Employee Levels Fall But New York’s Fringe Benefits and Pensions Costs Soar

Pensions are the single biggest problem that every state, county and city in the Union face and New York City is no different. It is so bad that even as New York City has seen the numbers of its government employees fall, its costs in fringe benefits and pensions have still continued to soar. (Download the 2012 Budget Summary)

The latest budget info released by the Big Apple is a horror story of budget woes with pension costs leading the pack.

Marc Cenedella has done the heavy reading and his report is discouraging, to say the least.

Cenedella discovered that at this point the pension obligations in New York City are almost equal to the costs of what current employees are making. This is simply untenable.

Even as the city has 16,000 fewer employees than it did in 2001, the report shows that spending on salaries increased $3.8 billion to $10.8 billion. Spending on pensions has grown from $1.3 billion to $8.3 billion over the same period.

Of course, it isn’t just government employees (unionized) that is sucking up more of the city’s budget dollars. Education expenses have skyrocketed, too, not that results have increased much, sadly. Costs have gone up three times the rate of inflation even though the number of teachers is not much different (113,000 in 2002 vs 109,000 today).

Expenses in general have grown exponentially, too. As Cenedella notes, “New York City hasn’t really grown its population but has increased expenses from $28.8 billion to $49.7 billion.”
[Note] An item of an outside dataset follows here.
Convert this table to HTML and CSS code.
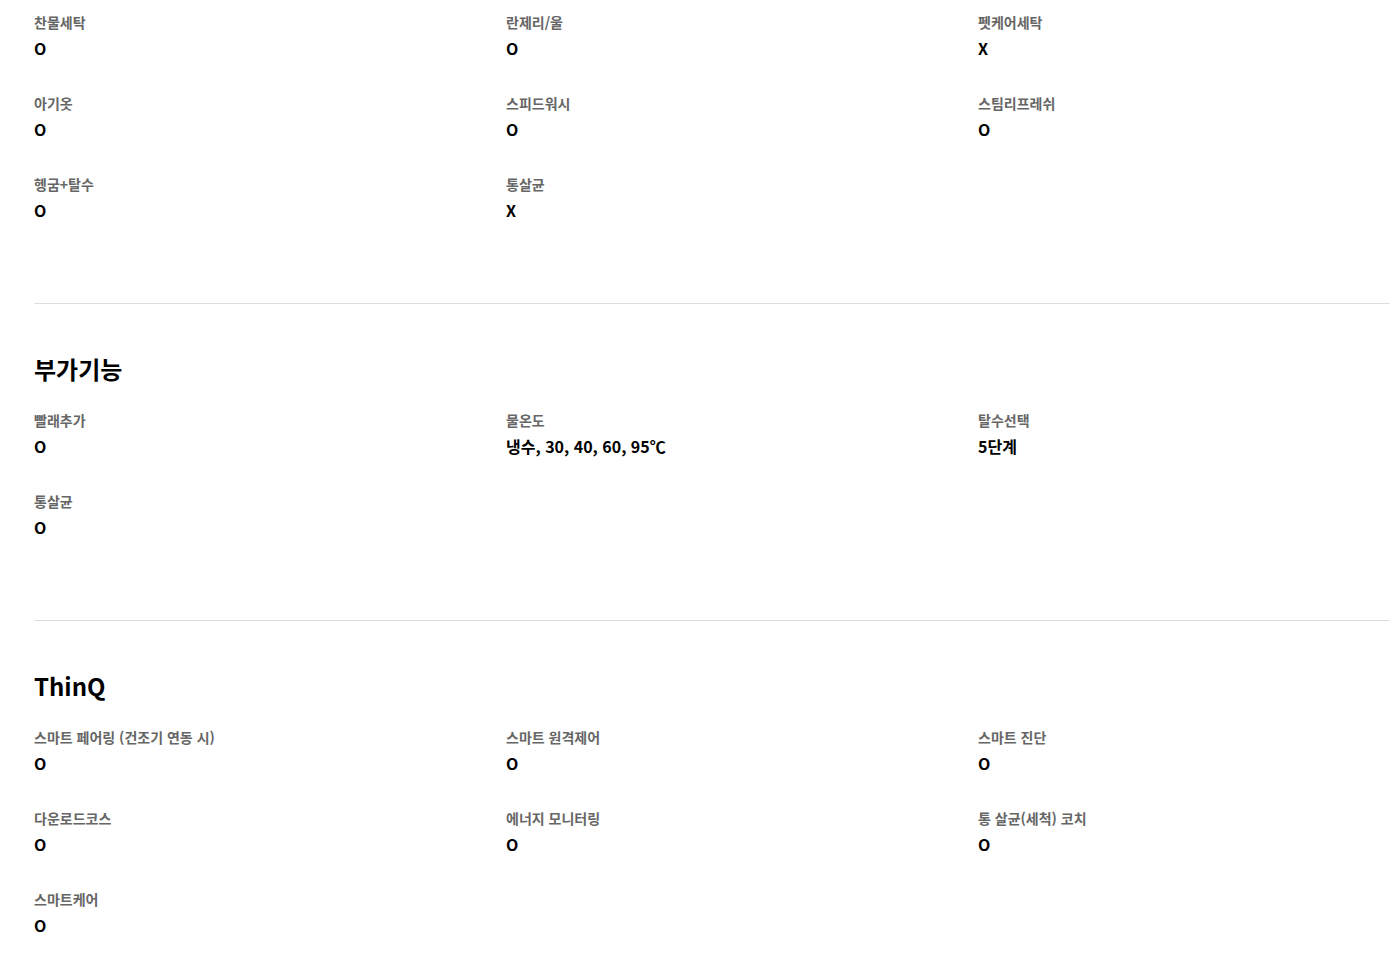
FILE: index.html
```html
<!DOCTYPE html>
<html lang="ko">
<head>
    <meta charset="UTF-8">
    <meta name="viewport" content="width=device-width, initial-scale=1.0">
    <title>제품 사양</title>
    <link rel="stylesheet" href="styles.css">
</head>
<body>
    <div class="spec">
        <!-- 세탁 코스 -->
        <section class="spec-section">
            <ul class="spec-list">
                <li><span class="name">찬물세탁</span><span class="value">O</span></li>
                <li><span class="name">란제리/울</span><span class="value">O</span></li>
                <li><span class="name">펫케어세탁</span><span class="value">X</span></li>
                <li><span class="name">아기옷</span><span class="value">O</span></li>
                <li><span class="name">스피드워시</span><span class="value">O</span></li>
                <li><span class="name">스팀리프레쉬</span><span class="value">O</span></li>
                <li><span class="name">헹굼+탈수</span><span class="value">O</span></li>
                <li><span class="name">통살균</span><span class="value">X</span></li>
            </ul>
        </section>

        <!-- 부가기능 -->
        <section class="spec-section">
            <h2>부가기능</h2>
            <ul class="spec-list">
                <li><span class="name">빨래추가</span><span class="value">O</span></li>
                <li><span class="name">물온도</span><span class="value">냉수, 30, 40, 60, 95℃</span></li>
                <li><span class="name">탈수선택</span><span class="value">5단계</span></li>
                <li><span class="name">통살균</span><span class="value">O</span></li>
            </ul>
        </section>

        <!-- ThinQ -->
        <section class="spec-section">
            <h2>ThinQ</h2>
            <ul class="spec-list">
                <li><span class="name">스마트 페어링 (건조기 연동 시)</span><span class="value">O</span></li>
                <li><span class="name">스마트 원격제어</span><span class="value">O</span></li>
                <li><span class="name">스마트 진단</span><span class="value">O</span></li>
                <li><span class="name">다운로드코스</span><span class="value">O</span></li>
                <li><span class="name">에너지 모니터링</span><span class="value">O</span></li>
                <li><span class="name">통 살균(세척) 코치</span><span class="value">O</span></li>
                <li><span class="name">스마트케어</span><span class="value">O</span></li>
            </ul>
        </section>
    </div>
</body>
</html>
```

FILE: styles.css
```css
* {
    margin: 0;
    padding: 0;
    box-sizing: border-box;
}

html, body {
    overflow-x: hidden;
}

body {
    font-family: "Noto Sans CJK KR", "Noto Sans", sans-serif;
    background: #fff;
    color: #000;
}

.spec {
    padding: 12px 0 0 34px;
}

.spec-section {
    padding-bottom: 81px;
    border-bottom: 1px solid #ddd;
    margin-bottom: 49px;
}

.spec-section h2 {
    font-size: 24px;
    line-height: 32px;
    font-weight: 700;
    color: #000;
    margin-bottom: 25px;
}

.spec-list {
    list-style: none;
    display: grid;
    grid-template-columns: repeat(3, 472px);
    row-gap: 33px;
}

.spec-list li {
    display: flex;
    flex-direction: column;
}

.name {
    font-size: 14px;
    line-height: 20px;
    font-weight: 600;
    color: #666;
}

.value {
    margin-top: 4px;
    font-size: 16px;
    line-height: 24px;
    font-weight: 700;
    color: #000;
}
```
The vast majority of that $20.9 billion increase has been in the form of more dollars to fewer employees. Pension costs are killing us most: this has grown from $1.3 billion in 2002 to $8.3 billion in 2012.

Meanwhile the city itself is turning status quo. Building and expansion has ceased and the city is just doing its best to tread water without drowning in its debt.

One solution to stem the tide is one solution that few Democrat-infested cities want to try. All new employees should be brought in at much lower pay scales, less generous pension promises, and much later retirement ages. Further, these cities need to unload even more older employees at earlier periods in their employment so that they get less pension benefits. Lastly, these employees need to be banned from further government employment so that they can’t double dip into the pension systems.

As I mentioned, New York City is not alone with this messy budget problem. Every state, county and city in America is finding the same troubles. So, why has this happened? It has happened because we have government employee unions. The sad thing is that these greedy, anti-democratic government employee unions have looked at we the people as a bottomless pit of money that they, the unions, have felt entitled to raid at will.

These unions have given millions to compliant politicians so that they will pass laws that create ever higher pay scales, greater benefits, and wildly out of line pensions to union members. The pols take the union bribes and comply with union demands. Then unions give even more to these Democrat pols and ask for even more benefits and pensions and the pols comply again with their pockets full of union cash. It is a never ending cycle that voters are wholly cut out of.

But the bill seems to be at last coming due. Democrats have created this pension bomb and it is about to blow up in their faces.

The final solution for the future is to make government employee unions illegal as they were before 1958. Even FDR, the patron saint of American leftism, knew that government employee unions were the kiss of death to budgets. He wasn’t right about much, but he was certainly right about that.